◆ THE TASK: From the entries that follow, list every line in which the string "this" appears.

━━━━━ GIVEN ENTRIES

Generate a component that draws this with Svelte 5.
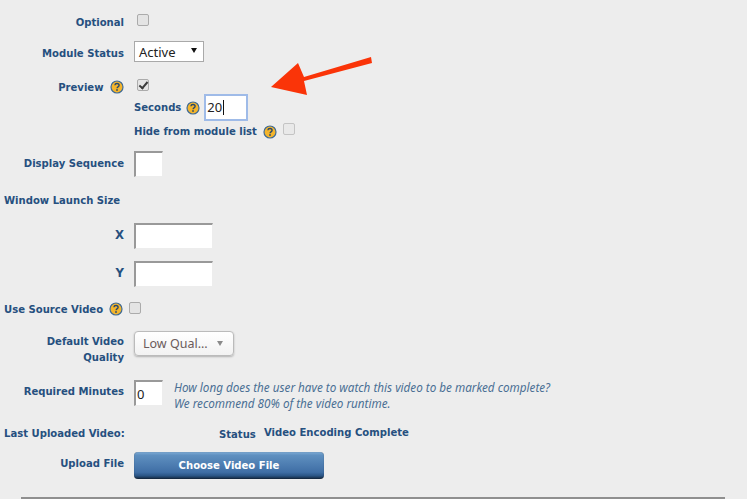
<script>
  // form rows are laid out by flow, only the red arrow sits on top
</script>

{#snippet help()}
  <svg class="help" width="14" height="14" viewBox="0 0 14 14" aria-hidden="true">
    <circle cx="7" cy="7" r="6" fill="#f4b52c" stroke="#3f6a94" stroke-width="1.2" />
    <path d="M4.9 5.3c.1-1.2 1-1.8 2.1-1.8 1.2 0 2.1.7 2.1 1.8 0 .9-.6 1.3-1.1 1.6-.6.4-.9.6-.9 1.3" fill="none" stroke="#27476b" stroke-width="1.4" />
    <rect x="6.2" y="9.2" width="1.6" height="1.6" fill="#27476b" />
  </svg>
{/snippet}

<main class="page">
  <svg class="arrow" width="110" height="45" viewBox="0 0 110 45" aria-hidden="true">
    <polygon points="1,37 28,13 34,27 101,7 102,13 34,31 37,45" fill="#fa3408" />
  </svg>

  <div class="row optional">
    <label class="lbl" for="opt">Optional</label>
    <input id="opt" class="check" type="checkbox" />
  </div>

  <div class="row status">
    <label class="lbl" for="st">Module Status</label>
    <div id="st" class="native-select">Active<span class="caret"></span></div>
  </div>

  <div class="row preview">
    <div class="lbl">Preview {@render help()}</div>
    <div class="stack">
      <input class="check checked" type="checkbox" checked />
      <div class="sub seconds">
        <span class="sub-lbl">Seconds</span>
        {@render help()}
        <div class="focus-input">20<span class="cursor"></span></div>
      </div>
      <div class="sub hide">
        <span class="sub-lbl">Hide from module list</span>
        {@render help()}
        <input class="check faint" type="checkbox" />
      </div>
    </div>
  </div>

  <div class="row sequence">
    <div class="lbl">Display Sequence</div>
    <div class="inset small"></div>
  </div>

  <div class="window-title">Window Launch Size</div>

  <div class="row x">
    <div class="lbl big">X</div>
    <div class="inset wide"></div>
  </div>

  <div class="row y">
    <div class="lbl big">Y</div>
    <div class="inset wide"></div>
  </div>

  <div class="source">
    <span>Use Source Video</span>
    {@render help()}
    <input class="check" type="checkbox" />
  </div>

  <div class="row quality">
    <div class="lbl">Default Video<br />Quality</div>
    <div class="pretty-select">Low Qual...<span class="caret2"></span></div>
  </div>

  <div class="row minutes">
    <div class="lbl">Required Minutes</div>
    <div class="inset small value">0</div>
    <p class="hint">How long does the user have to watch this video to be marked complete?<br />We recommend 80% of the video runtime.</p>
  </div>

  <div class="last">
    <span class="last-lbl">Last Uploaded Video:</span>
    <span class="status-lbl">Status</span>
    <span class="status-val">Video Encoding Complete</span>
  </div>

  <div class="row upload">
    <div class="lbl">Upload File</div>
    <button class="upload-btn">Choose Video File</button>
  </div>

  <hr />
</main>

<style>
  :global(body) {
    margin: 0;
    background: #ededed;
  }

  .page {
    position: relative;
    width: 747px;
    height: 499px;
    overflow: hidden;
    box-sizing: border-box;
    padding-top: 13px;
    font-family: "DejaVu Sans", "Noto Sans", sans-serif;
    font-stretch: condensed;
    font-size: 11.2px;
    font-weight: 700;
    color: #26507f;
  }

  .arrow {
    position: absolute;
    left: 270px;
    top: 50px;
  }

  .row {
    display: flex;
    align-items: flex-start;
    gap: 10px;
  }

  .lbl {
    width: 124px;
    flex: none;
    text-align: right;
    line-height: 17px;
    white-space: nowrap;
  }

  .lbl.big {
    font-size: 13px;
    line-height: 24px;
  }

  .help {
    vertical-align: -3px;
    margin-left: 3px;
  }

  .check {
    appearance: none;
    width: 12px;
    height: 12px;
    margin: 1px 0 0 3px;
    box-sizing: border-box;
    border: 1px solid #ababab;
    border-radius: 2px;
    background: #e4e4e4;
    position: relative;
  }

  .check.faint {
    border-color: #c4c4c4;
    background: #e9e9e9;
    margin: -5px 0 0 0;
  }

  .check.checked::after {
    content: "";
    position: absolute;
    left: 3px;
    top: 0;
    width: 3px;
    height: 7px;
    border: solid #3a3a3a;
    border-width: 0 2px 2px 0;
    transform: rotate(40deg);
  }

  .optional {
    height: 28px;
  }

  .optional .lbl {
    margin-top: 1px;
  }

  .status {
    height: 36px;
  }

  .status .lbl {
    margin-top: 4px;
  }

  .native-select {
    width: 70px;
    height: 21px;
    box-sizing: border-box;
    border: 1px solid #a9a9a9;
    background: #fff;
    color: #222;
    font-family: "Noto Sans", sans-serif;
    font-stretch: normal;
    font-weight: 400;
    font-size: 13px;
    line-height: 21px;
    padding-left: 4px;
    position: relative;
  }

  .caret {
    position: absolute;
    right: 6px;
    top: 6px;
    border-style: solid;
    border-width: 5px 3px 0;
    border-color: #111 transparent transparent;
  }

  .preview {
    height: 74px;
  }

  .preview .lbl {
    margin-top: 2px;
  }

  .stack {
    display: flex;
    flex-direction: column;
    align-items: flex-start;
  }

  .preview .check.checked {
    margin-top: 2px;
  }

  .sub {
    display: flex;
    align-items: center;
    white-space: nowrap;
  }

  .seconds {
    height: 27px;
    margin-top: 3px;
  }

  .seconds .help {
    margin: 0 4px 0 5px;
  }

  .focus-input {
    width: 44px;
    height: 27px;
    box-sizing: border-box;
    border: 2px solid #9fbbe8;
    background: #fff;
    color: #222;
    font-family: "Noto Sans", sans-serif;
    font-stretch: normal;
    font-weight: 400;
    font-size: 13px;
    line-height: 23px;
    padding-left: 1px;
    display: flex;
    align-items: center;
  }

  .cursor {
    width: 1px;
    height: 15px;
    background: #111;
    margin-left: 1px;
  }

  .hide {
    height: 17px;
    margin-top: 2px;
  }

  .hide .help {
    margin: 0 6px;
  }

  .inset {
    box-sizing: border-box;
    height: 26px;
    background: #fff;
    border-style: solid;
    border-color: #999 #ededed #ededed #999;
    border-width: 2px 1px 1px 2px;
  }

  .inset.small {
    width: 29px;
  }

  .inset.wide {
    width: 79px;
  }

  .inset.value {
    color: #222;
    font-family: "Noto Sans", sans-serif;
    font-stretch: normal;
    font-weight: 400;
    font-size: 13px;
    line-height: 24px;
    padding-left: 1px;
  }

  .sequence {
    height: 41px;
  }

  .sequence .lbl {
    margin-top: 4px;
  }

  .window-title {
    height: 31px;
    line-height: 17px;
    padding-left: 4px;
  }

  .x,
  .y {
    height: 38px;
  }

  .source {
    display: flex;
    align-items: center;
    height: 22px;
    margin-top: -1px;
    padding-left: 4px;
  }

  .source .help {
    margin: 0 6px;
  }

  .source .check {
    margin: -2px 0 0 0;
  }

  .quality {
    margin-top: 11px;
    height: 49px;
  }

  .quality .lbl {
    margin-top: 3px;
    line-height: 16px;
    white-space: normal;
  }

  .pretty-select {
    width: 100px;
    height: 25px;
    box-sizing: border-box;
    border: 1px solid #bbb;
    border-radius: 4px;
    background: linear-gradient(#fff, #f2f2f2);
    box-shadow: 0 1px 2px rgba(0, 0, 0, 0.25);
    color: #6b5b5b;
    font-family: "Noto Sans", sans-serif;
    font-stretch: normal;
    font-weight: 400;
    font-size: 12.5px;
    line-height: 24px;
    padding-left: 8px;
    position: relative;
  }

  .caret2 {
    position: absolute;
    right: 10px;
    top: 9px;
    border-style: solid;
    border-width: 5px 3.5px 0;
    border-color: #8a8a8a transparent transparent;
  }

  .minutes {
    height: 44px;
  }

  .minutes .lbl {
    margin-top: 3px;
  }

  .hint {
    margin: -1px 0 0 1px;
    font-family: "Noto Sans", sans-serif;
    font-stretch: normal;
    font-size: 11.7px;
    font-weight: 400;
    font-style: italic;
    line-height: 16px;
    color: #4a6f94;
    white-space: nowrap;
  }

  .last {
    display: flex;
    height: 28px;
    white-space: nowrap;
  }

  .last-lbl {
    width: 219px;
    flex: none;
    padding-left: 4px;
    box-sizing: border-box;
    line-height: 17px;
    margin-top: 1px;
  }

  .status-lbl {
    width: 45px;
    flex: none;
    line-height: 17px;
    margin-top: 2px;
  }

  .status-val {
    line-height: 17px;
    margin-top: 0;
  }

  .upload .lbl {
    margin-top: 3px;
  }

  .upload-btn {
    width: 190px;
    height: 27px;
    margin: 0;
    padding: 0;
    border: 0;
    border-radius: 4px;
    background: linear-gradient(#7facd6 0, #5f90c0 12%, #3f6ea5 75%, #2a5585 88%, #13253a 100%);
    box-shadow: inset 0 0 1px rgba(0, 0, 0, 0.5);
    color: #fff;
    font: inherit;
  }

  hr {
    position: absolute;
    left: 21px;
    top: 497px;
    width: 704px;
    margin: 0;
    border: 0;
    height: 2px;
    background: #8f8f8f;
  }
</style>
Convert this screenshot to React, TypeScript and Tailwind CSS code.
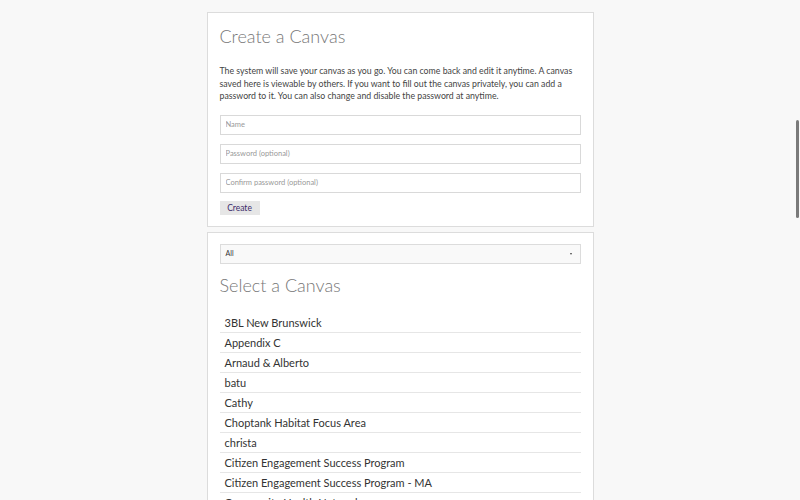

━━━━━━━━━━

◆ EXERCISE OUTPUT:
Generate a component that draws this with Svelte 5.
    <p class="hint">How long does the user have to watch this video to be marked complete?<br />We recommend 80% of the video runtime.</p>
Convert this screenshot to React, TypeScript and Tailwind CSS code.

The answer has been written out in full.